Luke writes that everyone was “amazed at the majesty of God.” That word majesty is the same root as the word for the greatness and magnificence of a king. They saw the King of Glory at work — not on a distant mountain, but right there in the middle of their mess.
| On the Mountain | In the Valley |
| Jesus transfigured in blinding glory | Jesus kneeling in the dirt to lift a child |
| The voice of God the Father | The cry of a desperate father |
| Moses and Elijah discussing the Cross | A crowd witnessing the power of the Cross |
| Same Jesus. Same glory. Different setting. | |
✦ Reflect & Respond
- Is there a situation in your life right now — something you have prayed about and not yet seen change — where you relate to this father’s desperation?

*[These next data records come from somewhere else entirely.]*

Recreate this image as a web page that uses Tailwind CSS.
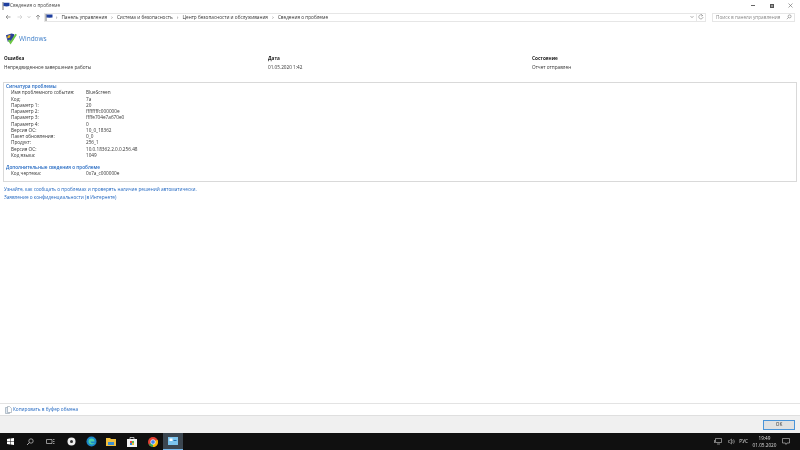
<!DOCTYPE html>
<html lang="ru">
<head>
  <meta charset="UTF-8" />
  <title>Сведения о проблеме</title>
  <script src="https://cdn.jsdelivr.net/npm/@tailwindcss/browser@4"></script>
</head>
<body class="w-[800px] h-[450px] overflow-hidden bg-white flex flex-col blur-[0.3px] font-['Open_Sans','Noto_Sans',sans-serif] text-[4.7px] leading-[6.25px] text-[#333]">

  <!-- title bar -->
  <div class="h-[11px] flex items-center pl-[2px] shrink-0">
    <svg width="8" height="8" viewBox="0 0 8 8"><path d="M1 0v8" stroke="#555" stroke-width=".8"/><path d="M1.5 .7h6v3.4l-3 .3-3-.3z" fill="#1f3f9e"/></svg>
    <span class="text-[#444]">Сведения о проблеме</span>
    <div class="ml-auto flex items-center">
      <div class="w-[19px] flex justify-center"><div class="w-[4px] h-[.6px] bg-[#666]"></div></div>
      <div class="w-[19px] flex justify-center"><div class="w-[4px] h-[4px] border border-[#555] bg-[#999]"></div></div>
      <div class="w-[19px] flex justify-center">
        <svg width="5" height="5" viewBox="0 0 5 5"><path d="M.5.5l4 4M4.5.5l-4 4" stroke="#666" stroke-width=".6"/></svg>
      </div>
    </div>
  </div>

  <!-- address bar -->
  <div class="h-[12px] flex items-center shrink-0 pl-[5px] pr-[5px]">
    <svg width="6" height="6" viewBox="0 0 6 6"><path d="M5.500 3H1M3 1L1 3l2 2" fill="none" stroke="#777" stroke-width=".7"/></svg>
    <svg class="ml-[6px]" width="6" height="6" viewBox="0 0 6 6"><path d="M.5 3H5M3 1l2 2-2 2" fill="none" stroke="#ccc" stroke-width=".7"/></svg>
    <svg class="ml-[4px]" width="4" height="4" viewBox="0 0 4 4"><path d="M.8 1.400L2 2.600l1.200-1.200" fill="none" stroke="#999" stroke-width=".6"/></svg>
    <svg class="ml-[4px]" width="6" height="6" viewBox="0 0 6 6"><path d="M3 5.500V1M1 3l2-2 2 2" fill="none" stroke="#777" stroke-width=".7"/></svg>
    <div class="ml-[3px] w-[662px] h-[9px] border border-[#e6e6e6] flex items-center">
      <svg width="8" height="7" viewBox="0 0 8 7"><path d="M1 0v7" stroke="#555" stroke-width=".8"/><path d="M1.500 .5h6v3l-3 .3-3-.3z" fill="#1f3f9e"/></svg>
      <span class="ml-[3px] text-[#555]">›</span>
      <span class="ml-[4px]">Панель управления</span>
      <span class="ml-[4.250px] text-[#555]">›</span>
      <span class="ml-[4.250px]">Система и безопасность</span>
      <span class="ml-[4.250px] text-[#555]">›</span>
      <span class="ml-[4.250px]">Центр безопасности и обслуживания</span>
      <span class="ml-[4.250px] text-[#555]">›</span>
      <span class="ml-[4.250px]">Сведения о проблеме</span>
      <svg class="ml-auto mr-[2px]" width="4" height="4" viewBox="0 0 4 4"><path d="M.6 1.200L2 2.600l1.400-1.400" fill="none" stroke="#666" stroke-width=".6"/></svg>
      <div class="w-px h-[7px] bg-[#e6e6e6]"></div>
      <svg class="mx-[1px]" width="6" height="6" viewBox="0 0 6 6"><path d="M4.600 1.600A2.100 2.100 0 1 0 5 3M3.400.4l1.200 1.200-1.400.6" fill="none" stroke="#666" stroke-width=".5"/></svg>
    </div>
    <div class="ml-auto w-[83px] h-[9px] border border-[#e6e6e6] flex items-center pl-[3px] pr-[2px] text-[#888]">
      Поиск в панели управления
      <svg class="ml-auto" width="6" height="6" viewBox="0 0 6 6"><circle cx="3.600" cy="2.400" r="1.500" fill="none" stroke="#777" stroke-width=".6"/><path d="M2.500 3.500L.8 5.200" stroke="#777" stroke-width=".6"/></svg>
    </div>
  </div>

  <!-- main content -->
  <div class="flex-1 flex flex-col px-[3px] min-h-0">
    <div class="flex items-center h-[15px] mt-[8.5px] pl-[2px]">
      <svg width="13" height="14" viewBox="0 0 14 14">
        <path d="M1 3l6-2 3 1-1 6-6 2z" fill="#2a3f9a"/>
        <path d="M3 3.500l3-1-.6 3-3 1z" fill="#e8b61c"/>
        <path d="M4 8l2 3 6-9" fill="none" stroke="#6cc644" stroke-width="2"/>
      </svg>
      <span class="ml-[1px] text-[6.5px] text-[#3f7fc9]">Windows</span>
    </div>

    <div class="mt-[8.5px] grid grid-cols-[264px_264px_1fr] pl-[1px] h-[27px]">
      <div>
        <div class="font-bold text-[#222]">Ошибка</div>
        <div class="mt-[2.75px]">Непредвиденное завершение работы</div>
      </div>
      <div>
        <div class="font-bold text-[#222]">Дата</div>
        <div class="mt-[2.75px]">01.05.2020 1:42</div>
      </div>
      <div>
        <div class="font-bold text-[#222]">Состояние</div>
        <div class="mt-[2.75px]">Отчет отправлен</div>
      </div>
    </div>

    <!-- details box -->
    <div class="w-[794px] h-[100px] border border-[#d9d9d9] pl-[2px]">
      <div class="font-semibold text-[#1f66c1]">Сигнатура проблемы</div>
      <div class="grid grid-cols-[75px_1fr] pl-[5px]">
        <div>Имя проблемного события:</div><div>BlueScreen</div>
        <div>Код:</div><div>7a</div>
        <div>Параметр 1:</div><div>20</div>
        <div>Параметр 2:</div><div>ffffffffc000000e</div>
        <div>Параметр 3:</div><div>ffffe704e7a670e0</div>
        <div>Параметр 4:</div><div>0</div>
        <div>Версия ОС:</div><div>10_0_18362</div>
        <div>Пакет обновления:</div><div>0_0</div>
        <div>Продукт:</div><div>256_1</div>
        <div>Версия ОС:</div><div>10.0.18362.2.0.0.256.48</div>
        <div>Код языка:</div><div>1049</div>
      </div>
      <div class="mt-[6px] font-semibold text-[#1f66c1]">Дополнительные сведения о проблеме</div>
      <div class="grid grid-cols-[75px_1fr] pl-[5px]">
        <div>Код чертежа:</div><div>0x7a_c000000e</div>
      </div>
    </div>

    <a class="mt-[3.500px] pl-[1px] text-[#1f66c1]" href="#">Узнайте, как сообщать о проблемах и проверять наличие решений автоматически.</a>
    <a class="mt-[2.500px] pl-[1px] text-[#1f66c1]" href="#">Заявление о конфиденциальности (в Интернете)</a>
  </div>

  <!-- footer -->
  <div class="h-[12px] border-t border-[#e3e3e3] flex items-center pl-[5px] shrink-0">
    <svg width="7" height="8" viewBox="0 0 7 8"><path d="M.5 1.500h4v6h-4z" fill="#dfe8f2" stroke="#7a8a9a" stroke-width=".5"/><path d="M2.500.5h2l2 2v4h-4z" fill="#fff" stroke="#7a8a9a" stroke-width=".5"/></svg>
    <span class="ml-[1px] text-[#1f66c1]">Копировать в буфер обмена</span>
  </div>
  <div class="h-[18px] bg-[#f0f0f0] border-t border-[#dfdfdf] flex items-center justify-end pr-[5px] shrink-0">
    <button class="w-[32px] h-[10px] bg-[#e1e1e1] border border-[#4a94d8] text-[#333] text-[4.7px] leading-none">OK</button>
  </div>

  <!-- taskbar -->
  <div class="h-[17px] bg-[#101010] flex items-center shrink-0 text-[#ddd]">
    <div class="w-[20px] flex justify-center">
      <svg width="7" height="7" viewBox="0 0 7 7" fill="#fff"><path d="M0 1l3-.4V3.300H0zM3.500.5L7 0v3.300H3.500zM0 3.700h3v2.700L0 6zM3.500 3.700H7V7l-3.500-.5z"/></svg>
    </div>
    <div class="w-[20px] flex justify-center">
      <svg width="8" height="8" viewBox="0 0 8 8"><circle cx="5" cy="3" r="2.200" fill="none" stroke="#ccc" stroke-width=".7"/><path d="M3.400 4.600L1 7" stroke="#ccc" stroke-width=".8"/></svg>
    </div>
    <div class="w-[20px] flex justify-center">
      <svg width="9" height="7" viewBox="0 0 9 7"><path d="M.5 1.500h5.500v4H.5z" fill="none" stroke="#ccc" stroke-width=".7"/><path d="M7 1.500h1.500M7 3.500h1.500M7 5.500h1.500" stroke="#ccc" stroke-width=".7"/></svg>
    </div>
    <div class="w-[20px] ml-[1px] flex justify-center">
      <svg width="9" height="9" viewBox="0 0 9 9"><circle cx="4.500" cy="4.500" r="4" fill="#eee"/><circle cx="4.500" cy="4.500" r="1.500" fill="#333"/></svg>
    </div>
    <div class="w-[20px] flex justify-center">
      <svg width="11" height="11" viewBox="0 0 11 11"><circle cx="5.500" cy="5.500" r="5" fill="#1b87c9"/><path d="M2.500 5.500a3 3 0 0 1 6 0H4.500c0 1.800 2.500 2.300 4.500 1.300-1 2.500-6.500 2.500-6.500-1.300z" fill="#4fd1a5"/></svg>
    </div>
    <div class="w-[20px] flex justify-center">
      <svg width="10" height="9" viewBox="0 0 10 9"><path d="M0 1h4l1 1h5v7H0z" fill="#f0c040"/><path d="M2 5h6v3H2z" fill="#3d8fd1"/></svg>
    </div>
    <div class="w-[20px] ml-[1px] flex justify-center">
      <svg width="10" height="11" viewBox="0 0 10 11"><path d="M3 3V1.500h4V3" fill="none" stroke="#eee" stroke-width=".7"/><path d="M0 3h10v8H0z" fill="#f4f4f4"/><path d="M3 5h2v2H3z" fill="#e44"/><path d="M5 5h2v2H5z" fill="#5b5"/><path d="M3 7h2v2H3z" fill="#38d"/><path d="M5 7h2v2H5z" fill="#eb3"/></svg>
    </div>
    <div class="w-[20px] ml-[0.500px] flex justify-center">
      <svg width="10" height="10" viewBox="0 0 10 10"><circle cx="5" cy="5" r="5" fill="#e34133"/><path d="M5 5L.7 7.500A5 5 0 0 0 5 10z" fill="#34a853"/><path d="M5 5v5a5 5 0 0 0 4.500-7.200z" fill="#fbbc05"/><circle cx="5" cy="5" r="2.300" fill="#4285f4" stroke="#fff" stroke-width=".7"/></svg>
    </div>
    <div class="w-[20px] ml-[0.500px] h-full bg-[#3b4650] border-b border-[#76b9ed] flex justify-center items-center">
      <svg width="10" height="8" viewBox="0 0 10 8"><path d="M0 0h10v8H0z" fill="#7cc4ee"/><path d="M1.500 1.500h3v2.500h-3z" fill="#fff"/><path d="M5.500 3h3v1h-3z" fill="#1f6fb0"/></svg>
    </div>

    <div class="ml-auto flex items-center">
      <svg width="8" height="7" viewBox="0 0 8 7"><path d="M1.500.5h6v4h-6zM3 6h3M.5 2v3" fill="none" stroke="#ccc" stroke-width=".6"/></svg>
      <svg class="ml-[6px]" width="7" height="7" viewBox="0 0 7 7"><path d="M.5 2.500h1.200L3.500 1v5L1.700 4.500H.5z" fill="none" stroke="#ccc" stroke-width=".5"/><path d="M4.500 2.200a2 2 0 0 1 0 2.600M5.500 1.300a3.200 3.200 0 0 1 0 4.400" fill="none" stroke="#ccc" stroke-width=".5"/></svg>
      <span class="ml-[4px]">РУС</span>
      <div class="ml-[4px] w-[25px] text-center leading-[7px]">19:49<br>01.05.2020</div>
      <svg class="ml-[5px] mr-[10px]" width="8" height="7" viewBox="0 0 8 7"><path d="M.5.500h7v4.500H5L4 6.500 3.500 5h-3z" fill="none" stroke="#ccc" stroke-width=".6"/></svg>
    </div>
  </div>
</body>
</html>
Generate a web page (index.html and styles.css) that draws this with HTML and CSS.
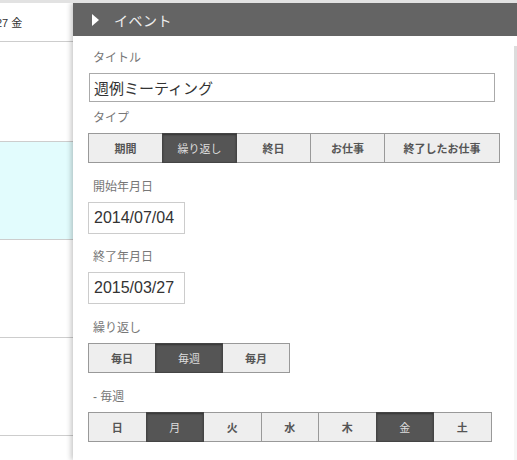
FILE: index.html
```html
<!DOCTYPE html>
<html lang="ja">
  <head>
    <meta charset="UTF-8" />
    <meta name="viewport" content="width=device-width, initial-scale=1" />
    <title>イベント</title>
    <link rel="stylesheet" href="styles.css">
  </head>
  <body>
    <div class="page">
      <div class="day-list">
        <div class="day-row day-head"><span class="day-label">27 金</span></div>
        <div class="day-row"></div>
        <div class="day-row today"></div>
        <div class="day-row"></div>
        <div class="day-row"></div>
        <div class="day-row"></div>
      </div>

      <div class="event-panel">
        <div class="panel-header">
          <span class="arrow"></span>
          <span class="panel-title">イベント</span>
        </div>
        <div class="panel-body">
          <div class="event-form">
            <div class="field tight">
              <div class="field-label">タイトル</div>
              <input class="text-input" type="text" value="週例ミーティング" />
            </div>
            <div class="field">
              <div class="field-label">タイプ</div>
              <div class="btn-group">
                <button class="seg w-type">期間</button>
                <button class="seg w-type active">繰り返し</button>
                <button class="seg w-type">終日</button>
                <button class="seg w-type">お仕事</button>
                <button class="seg w-wide">終了したお仕事</button>
              </div>
            </div>
            <div class="field date">
              <div class="field-label">開始年月日</div>
              <input class="date-input" type="text" value="2014/07/04" />
            </div>
            <div class="field">
              <div class="field-label">終了年月日</div>
              <input class="date-input" type="text" value="2015/03/27" />
            </div>
            <div class="field">
              <div class="field-label">繰り返し</div>
              <div class="btn-group">
                <button class="seg w-repeat">毎日</button>
                <button class="seg w-repeat active">毎週</button>
                <button class="seg w-repeat">毎月</button>
              </div>
            </div>
            <div class="field">
              <div class="field-label">- 毎週</div>
              <div class="btn-group">
                <button class="seg w-day">日</button>
                <button class="seg w-day active">月</button>
                <button class="seg w-day">火</button>
                <button class="seg w-day">水</button>
                <button class="seg w-day">木</button>
                <button class="seg w-day active">金</button>
                <button class="seg w-day">土</button>
              </div>
            </div>
          </div>
          <div class="scrollbar"><div class="thumb"></div></div>
        </div>
      </div>
    </div>
  </body>
</html>
```

FILE: styles.css
```css
body {
  margin: 0;
  padding: 0;
  font-family: "Liberation Sans", "Noto Sans CJK JP", sans-serif;
  background-color: #e2e2e2;
  overflow: hidden;
}

.page {
  display: flex;
  margin-top: 3px;
  height: 457px;
  overflow: hidden;
}

.day-list {
  width: 73px;
  flex-shrink: 0;
  background-color: white;
}

.day-row {
  height: 97px;
  border-bottom: 1px solid #cdcdcd;
}

.day-row.day-head {
  height: 38px;
  display: flex;
  align-items: center;
}

.day-row.day-head + .day-row {
  height: 99px;
}

.day-label {
  margin-left: -4px;
  font-size: 11px;
  color: #333;
}

.day-row.today {
  background-color: #e2fcfd;
}

.event-panel {
  flex: 1;
  background-color: white;
  box-shadow: -2px 0 5px rgba(0, 0, 0, 0.22);
  position: relative;
  display: flex;
  flex-direction: column;
}

.panel-header {
  height: 33px;
  background-color: #646464;
  display: flex;
  align-items: center;
  padding-left: 19px;
}

.arrow {
  width: 0;
  height: 0;
  border-top: 6px solid transparent;
  border-bottom: 6px solid transparent;
  border-left: 7px solid white;
}

.panel-title {
  margin-left: 15px;
  font-size: 14px;
  color: #eee;
  letter-spacing: 0.5px;
}

.panel-body {
  flex: 1;
  display: flex;
}

.event-form {
  flex: 1;
  padding: 14px 0 0 15px;
}

.scrollbar {
  width: 3px;
  margin-top: 10px;
  background-color: #f6f6f6;
}

.thumb {
  height: 154px;
  background-color: #dcdcdc;
}

.field {
  margin-bottom: 16px;
}

.field.tight {
  margin-bottom: 8px;
}

.field.date {
  margin-bottom: 15px;
}

.field-label {
  font-size: 12px;
  line-height: 16px;
  color: #777;
  margin-left: 5px;
  margin-bottom: 7px;
}

.text-input {
  box-sizing: border-box;
  width: 406px;
  height: 29px;
  margin-left: 1px;
  padding: 0 4px;
  border: 1px solid #aaa;
  font-family: "Noto Sans CJK JP", sans-serif;
  font-size: 15px;
  color: #333;
  outline: none;
}

.date-input {
  box-sizing: border-box;
  width: 97px;
  height: 32px;
  padding: 0 5px;
  border: 1px solid #ccc;
  font-family: "Liberation Sans", sans-serif;
  font-size: 16px;
  color: #333;
  outline: none;
}

.btn-group {
  display: flex;
}

.seg {
  box-sizing: border-box;
  height: 30px;
  padding: 0;
  margin-left: -1px;
  background-color: #eee;
  border: 1px solid #999;
  font-family: "Noto Sans CJK JP", sans-serif;
  font-size: 11px;
  font-weight: bold;
  color: #555;
}

.seg:first-child {
  margin-left: 0;
}

.seg.active {
  background-color: #555;
  border-color: #444;
  color: #ddd;
  font-weight: normal;
  box-shadow: inset 0 1px 2px rgba(0, 0, 0, 0.4);
  position: relative;
}

.w-type {
  width: 75px;
}

.w-wide {
  width: 116px;
}

.w-repeat {
  width: 68px;
}

.w-day {
  width: 58.5px;
}
```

Have you brought your honest, imperfect faith to Jesus, or have you begun to pull back from hoping?
- The disciples failed because their faith wasn’t fully engaged — not built up through consistent prayer and dependence on God. How does your daily pattern of prayer and time in the Word prepare you (or fail to prepare you) for the spiritual battles you face?
- What would it look like this week to pray the father’s prayer honestly: “Lord, I believe — help my unbelief”? What specific area of doubt or fear could you bring to Jesus in that kind of radical honesty today?
Lord Jesus, I come to You the way this father came — with real faith and real doubt all mixed together. I believe You are able. I believe You are good. And I need You to help me believe that more than I do right now. Where I have pulled back from trusting You because I’m afraid of disappointment, draw me back. Where I have let my spiritual life go shallow, lead me deeper. I bring You the mess in my valley today. I trust You with it. Amen.